Еще будучи маленьким мальчиком, жадно читающим книги, каким себя ретроспективно рисует Шаламов в «Четвертой Вологде», он решительно восставал против умаления литературы, понимаемой как прагматическая помощь в жизни. Он представляет свое детство не по модели приключенческого романа, герой которого выдерживает все испытания без ущерба для себя, и не по схеме романа воспитания, который демонстрирует, что систематическое образование и воспитание человека приуготавливают его к будущим жизненным задачам.
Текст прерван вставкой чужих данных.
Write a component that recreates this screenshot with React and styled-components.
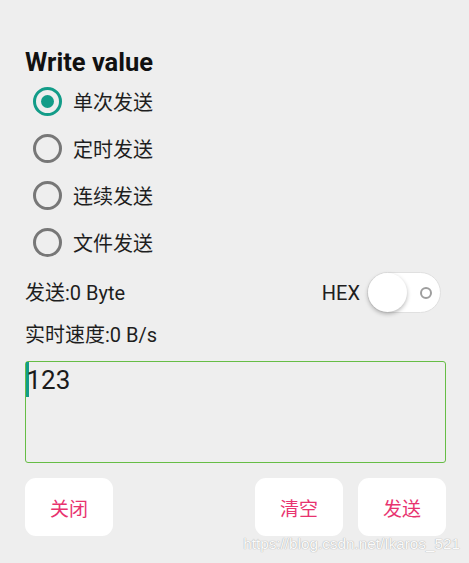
import React, { useState } from 'react';
import styled, { createGlobalStyle } from 'styled-components';

const GlobalStyle = createGlobalStyle`
  body {
    margin: 0;
    background: #eeeeee;
    font-family: Roboto, "Noto Sans CJK SC", sans-serif;
    color: #212121;
  }
`;

const Page = styled.div`
  position: relative;
  width: 469px;
  height: 563px;
  box-sizing: border-box;
  padding: 48px 23px 0 25px;
  background: #eeeeee;
  overflow: hidden;
`;

const Title = styled.h2`
  margin: 0;
  font-size: 25.5px;
  line-height: 28px;
  font-weight: 700;
  color: #111;
`;

const RadioGroup = styled.div`
  display: flex;
  flex-direction: column;
  margin-top: 2px;
  padding-left: 8px;
`;

const RadioRow = styled.label`
  display: flex;
  align-items: center;
  gap: 11px;
  height: 47px;
  font-size: 20px;
  color: #1e1e1e;
  cursor: pointer;
`;

const RadioCircle = styled.span`
  width: 29px;
  height: 29px;
  box-sizing: border-box;
  border-radius: 50%;
  border: 3px solid ${p => (p.$checked ? '#129c88' : '#777777')};
  display: flex;
  align-items: center;
  justify-content: center;
  &::after {
    content: '';
    width: 13px;
    height: 13px;
    border-radius: 50%;
    background: ${p => (p.$checked ? '#129c88' : 'transparent')};
  }
`;

const InfoRow = styled.div`
  display: flex;
  align-items: center;
  justify-content: space-between;
  margin-top: 6px;
  padding-right: 5px;
  font-size: 20px;
  line-height: 24px;
  color: #1e1e1e;
`;

const InfoText = styled.div`
  margin-top: 10px;
  font-size: 20px;
  line-height: 24px;
  color: #1e1e1e;
`;

const HexBox = styled.div`
  display: flex;
  align-items: center;
  gap: 7px;
  font-size: 20px;
`;

const Track = styled.div`
  width: 74px;
  height: 41px;
  box-sizing: border-box;
  border-radius: 21px;
  background: #ffffff;
  border: 1px solid #e0e0e0;
  display: flex;
  align-items: center;
  justify-content: space-between;
  padding: 0 8px 0 0;
`;

const Knob = styled.div`
  width: 39px;
  height: 39px;
  border-radius: 50%;
  background: #ffffff;
  box-shadow: 0 2px 4px rgba(0, 0, 0, 0.28);
`;

const Ring = styled.div`
  width: 12px;
  height: 12px;
  box-sizing: border-box;
  border-radius: 50%;
  border: 2px solid #9e9e9e;
`;

const Editor = styled.div`
  margin-top: 14px;
  height: 102px;
  box-sizing: border-box;
  border: 1.5px solid #66bd45;
  border-radius: 3px;
  padding: 1px 0 0 0;
  display: flex;
  align-items: flex-start;
  font-size: 26px;
  line-height: 35px;
  color: #1a1a1a;
`;

const Caret = styled.span`
  width: 2.5px;
  height: 35px;
  margin-top: -1px;
  margin-right: -2px;
  background: #129c88;
`;

const ButtonRow = styled.div`
  display: flex;
  gap: 15px;
  margin-top: 15px;
`;

const Spacer = styled.div`
  flex: 1;
`;

const Button = styled.button`
  width: 88px;
  height: 58px;
  border: none;
  border-radius: 11px;
  background: #ffffff;
  color: #e8336f;
  font-family: "Noto Sans CJK SC", sans-serif;
  font-size: 19px;
`;

const Watermark = styled.div`
  position: absolute;
  right: 9px;
  bottom: 10px;
  font-family: "Liberation Sans", Arial, sans-serif;
  font-size: 15.3px;
  color: #fbfbfb;
  text-shadow: 0 0 1px #a8a8a8, 0 0 1px #bcbcbc;
`;

const options = ['单次发送', '定时发送', '连续发送', '文件发送'];

export default function App() {
  const [mode, setMode] = useState(0);
  return (
    <Page>
      <GlobalStyle />
      <Title>Write value</Title>
      <RadioGroup>
        {options.map((o, i) => (
          <RadioRow key={o} onClick={() => setMode(i)}>
            <RadioCircle $checked={mode === i} />
            {o}
          </RadioRow>
        ))}
      </RadioGroup>
      <InfoRow>
        <span>发送:0 Byte</span>
        <HexBox>
          HEX
          <Track>
            <Knob />
            <Ring />
          </Track>
        </HexBox>
      </InfoRow>
      <InfoText>实时速度:0 B/s</InfoText>
      <Editor>
        <Caret />
        123
      </Editor>
      <ButtonRow>
        <Button>关闭</Button>
        <Spacer />
        <Button>清空</Button>
        <Button>发送</Button>
      </ButtonRow>
      <Watermark>https://blog.csdn.net/Ikaros_521</Watermark>
    </Page>
  );
}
Образ его детства — это детство способного и никем не понятого мальчика, который рано пошел своей дорогой. Отнюдь не революция способствует процессу созревания ребенка или ставит препятствия на его пути, преодоление которых продвигает его вперед. Его автобиографическое «Я», похоже, всегда было независимым в суждениях. Несомненно, повседневная жизнь в условиях революции и Гражданской войны способствовала развитию самостоятельности мальчика, который восставал против опеки, против принципов воспитания: «С детства меня раздражало совмещение приятного с полезным, а для отца это было испытанным педагогическим приемом, даже принципом»[145]. При этом у отца не было ни малейших поползновений как-то мешать новой власти: «Трудно сказать, считал ли он институт семьи выше института государства. В революцию эти коллизии были беспредметны»[146]. Можно добавить, что и то, и другое, государство и семья, выбились из колеи. А после революции отношения между ними, между семьей и государством, радикально изменились. Пространство для частной жизни невероятно сузилось, ибо государство проникало во все жизненный сферы.